Friday, October 21, 2011


Have you ever wondered why kids need to practice using scissors, other than to learn to be really safe that is? Children are taught to practice scissor skills or scissor cutting to strengthen hand muscles and coordination for later skills such as writing. Fine motor skills (those skills that involve the small muscle movements of his hands and fingers in coordination with his eyes) are developed through cut and paste activities. Be sure to practice scissor skills when your child is not tired. Choose a time of day when you and your child are relaxed. Some kids will ask for help if the task is too hard, so make sure you find scissor skills that are not too difficult. After all, the child needs the practice using scissors, not you. Check out this site for great ideas for scissor skill practice. Wow! School can be fun can’t it? Be sure to let your little one in on this secret.

Friday, October 7, 2011


Studies have indicated how crucial early child development is to becoming a life-long learner. From newborn to age six, 75% of a child’s brain growth is completed. Most reputable online resources use technology and lessons created by certified teachers to help facilitate development in the early years.
To help children grow and develop to their full potential, many parents enroll children in classes or online schools at the preschool level. That is not always necessary or good for the child. Some children are not ready to begin formal learning at such a tender, young age. Waiting until kindergarten age can be just as good.

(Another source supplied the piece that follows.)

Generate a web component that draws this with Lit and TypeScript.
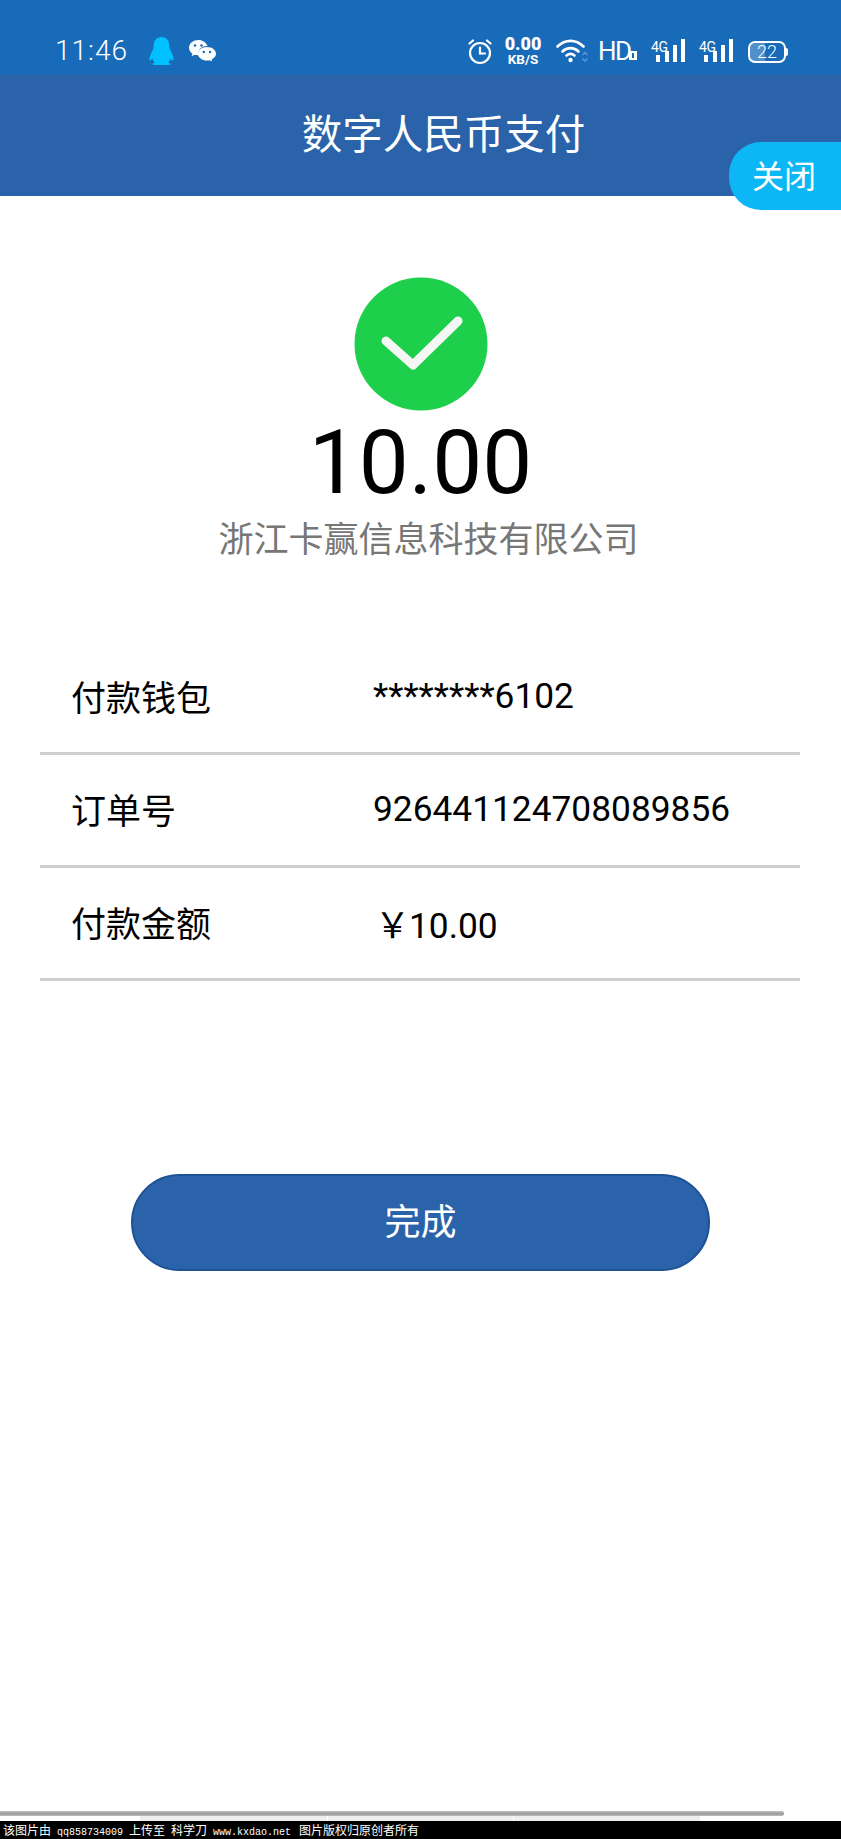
import { LitElement, html, css } from "lit";
import { customElement } from "lit/decorators.js";

const signal = () => html`<div class="sig">
  <span class="g4">4G</span>
  <svg class="bars" width="29" height="23" viewBox="0 0 29 23" fill="#fff">
    <rect x="0" y="16" width="4" height="7"/><rect x="9" y="12" width="4" height="11"/><rect x="17" y="6" width="4" height="17"/><rect x="25" y="0" width="4" height="23"/>
  </svg>
</div>`;

@customElement("app-root")
export class AppRoot extends LitElement {
  static styles = css`
    :host { display: flex; flex-direction: column; width: 841px; height: 1839px; background: #fff; font-family: Roboto, "Noto Sans CJK SC", sans-serif; overflow: hidden; }
    .status { height: 75px; flex: none; background: #176bb8; color: #fff; display: flex; align-items: flex-start; box-sizing: border-box; padding: 36px 0 0 55px; }
    .time { font-size: 28px; font-weight: 300; line-height: 30px; letter-spacing: 1px; width: 94px; }
    .qq { margin-top: 1px; margin-right: 15px; }
    .wx { margin-top: 4px; }
    .right { margin-left: auto; display: flex; align-items: flex-start; padding-right: 55px; }
    .alarm { margin-top: 3px; margin-right: 12px; }
    .speed { width: 38px; text-align: center; display: flex; flex-direction: column; align-items: center; font-weight: 700; margin-right: 14px; }
    .speed b { font-size: 18px; line-height: 15px; }
    .speed i { font-style: normal; font-size: 13.500px; line-height: 12px; margin-top: 2px; }
    .wifi { margin-top: 3px; margin-right: 10px; }
    .hd { font-size: 26px; font-weight: 400; line-height: 30px; width: 31px; letter-spacing: -1.500px; }
    .hdbox { margin-top: 15px; margin-right: 14px; }
    .sigs { display: flex; margin-right: 14px; gap: 13px; }
    .sig { position: relative; width: 35px; height: 28px; }
    .g4 { position: absolute; left: 0; top: 4px; font-size: 14px; line-height: 14px; letter-spacing: -0.3px; }
    .bars { position: absolute; left: 5px; top: 3px; }
    .battery { box-sizing: border-box; width: 38px; height: 22px; border: 2px solid #fff; border-radius: 7px; margin-top: 5px; background: linear-gradient(90deg, rgba(255,255,255,0.25) 45%, transparent 45%); font-size: 18px; line-height: 18px; font-weight: 300; text-align: center; position: relative; }
    .battery::after { content: ""; position: absolute; right: -4px; top: 5px; width: 2px; height: 8px; background: #fff; border-radius: 0 2px 2px 0; }

    .header { height: 121px; flex: none; background: #2b63aa; color: #fff; display: flex; align-items: center; justify-content: center; font-size: 40.500px; position: relative; box-sizing: border-box; padding-left: 46px; }
    .header .title { line-height: 40px; margin-top: -2px; }
    .close { position: absolute; right: 0; top: 67px; width: 112px; height: 68px; background: #0db7f5; border-radius: 32px 0 0 32px; font-size: 32px; line-height: 70px; padding-left: 23px; box-sizing: border-box; }

    .hero { display: flex; flex-direction: column; align-items: center; padding-top: 81px; }
    .check { display: block; }
    .amount { font-size: 89px; line-height: 100px; color: #000; margin-top: 2px; }
    .company { font-size: 35px; line-height: 48px; color: #777; margin-top: 4px; padding-left: 16px; }

    .rows { margin: 79px 41px 0 40px; }
    .row { display: flex; height: 111px; box-sizing: border-box; border-bottom: 3px solid #cfcfcf; padding-left: 31px; align-items: center; font-size: 35px; color: #000; margin-bottom: 2px; }
    .label { width: 302px; flex: none; padding-bottom: 5px; }
    .value { font-family: Roboto, sans-serif; font-size: 35.300px; padding-bottom: 4px; }
    .yen { font-family: "Noto Sans CJK SC", sans-serif; font-size: 35px; margin-left: 2px; margin-right: -1px; }

    .btnwrap { padding: 191px 0 0 131px; }
    .btn { box-sizing: border-box; width: 579px; height: 97px; border-radius: 49px; background: #2b63aa; border: 2px solid #1d5295; color: #fff; font-size: 36px; display: flex; align-items: center; justify-content: center; font-family: "Noto Sans CJK SC", sans-serif; padding-bottom: 7px; }

    .spacer { flex: 1; }
    .scroll { height: 5px; width: 784px; flex: none; background: linear-gradient(#c4c4c4, #9c9c9c 50%, #bbbbbb); border-radius: 0 3px 3px 0; }
    .band { height: 5px; flex: none; margin-left: 140px; width: 560px; background: linear-gradient(90deg, #eeeeee 187px, #fff 187px, #fff 188px, #eeeeee 188px, #eeeeee 373px, #fff 373px, #fff 374px, #eeeeee 374px); }
    .mark { height: 18px; flex: none; background: #000; color: #fff; font-family: "Liberation Mono", "Noto Sans CJK SC", monospace; font-size: 10px; line-height: 18px; padding-left: 3px; white-space: pre; }
    .mark .cjk { font-family: "Noto Sans CJK SC", sans-serif; font-size: 12px; }
    .mark .last { margin-left: 2px; }
  `;

  render() {
    return html`
      <div class="status">
        <span class="time">11:46</span>
        <svg class="qq" width="25" height="28" viewBox="0 0 25 28" fill="#00c0ff">
          <path d="M12.500 0C7 0 4.800 4 4.600 9.500c-.1 1.700-.6 3-1.500 4.700C1.400 17.400.4 20.500.4 23c.9.900 2 0 3-1.500.5 1.600 1.300 3 2.500 3.900-1.300.5-2.300 1-2.300 1.800 0 .5.400.8 1 .8h15.800c.6 0 1-.3 1-.8 0-.8-1-1.300-2.300-1.800 1.200-.9 2-2.300 2.500-3.900 1 1.500 2.100 2.400 3 1.500 0-2.500-1-5.600-2.700-8.800-.9-1.700-1.400-3-1.500-4.700C20.200 4 18 0 12.500 0z"/>
        </svg>
        <svg class="wx" width="27" height="23" viewBox="0 0 27 23" fill="#fff">
          <path d="M9.500 0C4.300 0 0 3.400 0 7.700c0 2.400 1.300 4.500 3.400 6l-.8 2.500 3-1.500c1.100.3 2.300.5 3.400.5h.6c-.2-.7-.3-1.300-.3-2 0-4 3.900-7.200 8.600-7.200h.7C17.100 2.600 13.600 0 9.500 0z"/>
          <path d="M18 7c-5 0-9 2.900-9 6.800s4 6.800 9 6.800c.9 0 1.900-.1 2.700-.4l2.500 1.300-.6-2.100c2.700-1.300 4.400-3.300 4.400-5.600C27 9.900 23 7 18 7z"/>
          <circle cx="6" cy="5.500" r="1.300" fill="#176bb8"/><circle cx="12.500" cy="5.500" r="1.300" fill="#176bb8"/>
          <circle cx="14.800" cy="12" r="1.200" fill="#176bb8"/><circle cx="21" cy="12" r="1.200" fill="#176bb8"/>
        </svg>
        <div class="right">
          <svg class="alarm" width="24" height="26" viewBox="0 0 24 26" fill="none" stroke="#fff" stroke-width="2.200" stroke-linecap="round">
            <circle cx="12" cy="14" r="10"/><path d="M12 8.500V14.500H17"/><path d="M1.500 4.500 5 1.500M22.500 4.500 19 1.500"/>
          </svg>
          <div class="speed"><b>0.00</b><i>KB/S</i></div>
          <svg class="wifi" width="32" height="24" viewBox="0 0 32 24" fill="none" stroke="#fff" stroke-width="2.600" stroke-linecap="round">
            <path d="M1.500 7.500C9 0 20 0 27.500 7.500"/><path d="M6.500 12.500C11 8 18 8 22.500 12.500"/><path d="M10.500 16.500C13 14.500 16 14.500 18.500 16.500"/>
            <circle cx="14.500" cy="21" r="2.200" fill="#fff" stroke="none"/>
            <path d="M27 15.500 29 13.500 31 15.500M27 20 29 22 31 20" stroke="#5d9cdc" stroke-width="1.400"/>
          </svg>
          <span class="hd">HD</span>
          <svg class="hdbox" width="8" height="9" viewBox="0 0 8 9"><rect width="8" height="9" fill="#fff"/><rect x="3" y="2" width="2" height="5" fill="#176bb8"/></svg>
          <div class="sigs">${signal()}${signal()}</div>
          <div class="battery">22</div>
        </div>
      </div>
      <div class="header">
        <span class="title">数字人民币支付</span>
        <div class="close">关闭</div>
      </div>
      <div class="hero">
        <svg class="check" width="134" height="134" viewBox="0 0 134 134">
          <circle cx="67" cy="67" r="66.500" fill="#1dcf4b"/>
          <path d="M32 64 59 88 104 44" fill="none" stroke="#f4f7f4" stroke-width="9" stroke-linecap="round" stroke-linejoin="round"/>
        </svg>
        <div class="amount">10.00</div>
        <div class="company">浙江卡赢信息科技有限公司</div>
      </div>
      <div class="rows">
        <div class="row"><span class="label">付款钱包</span><span class="value">********6102</span></div>
        <div class="row"><span class="label">订单号</span><span class="value">926441124708089856</span></div>
        <div class="row"><span class="label">付款金额</span><span class="value"><span class="yen">￥</span>10.00</span></div>
      </div>
      <div class="btnwrap"><div class="btn">完成</div></div>
      <div class="spacer"></div>
      <div class="scroll"></div>
      <div class="band"></div>
      <div class="mark"><span class="cjk">该图片由</span> qq858734009 <span class="cjk">上传至</span> <span class="cjk">科学刀</span> www.kxdao.net <span class="cjk last">图片版权归原创者所有</span></div>
    `;
  }
}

While brain growth is rapid up until age six, who is to say that “formal” learning is required in order for the child to be successful later in life? Do you realize how much learning is accomplished in everyday living? When you read to your child, they are learning. When you talk to your child about the flowers you just planted, they are learning. When you ask questions after watching their favorite show, they are learning. Children benefit from down-time as much as adults do. Formal learning comes soon enough.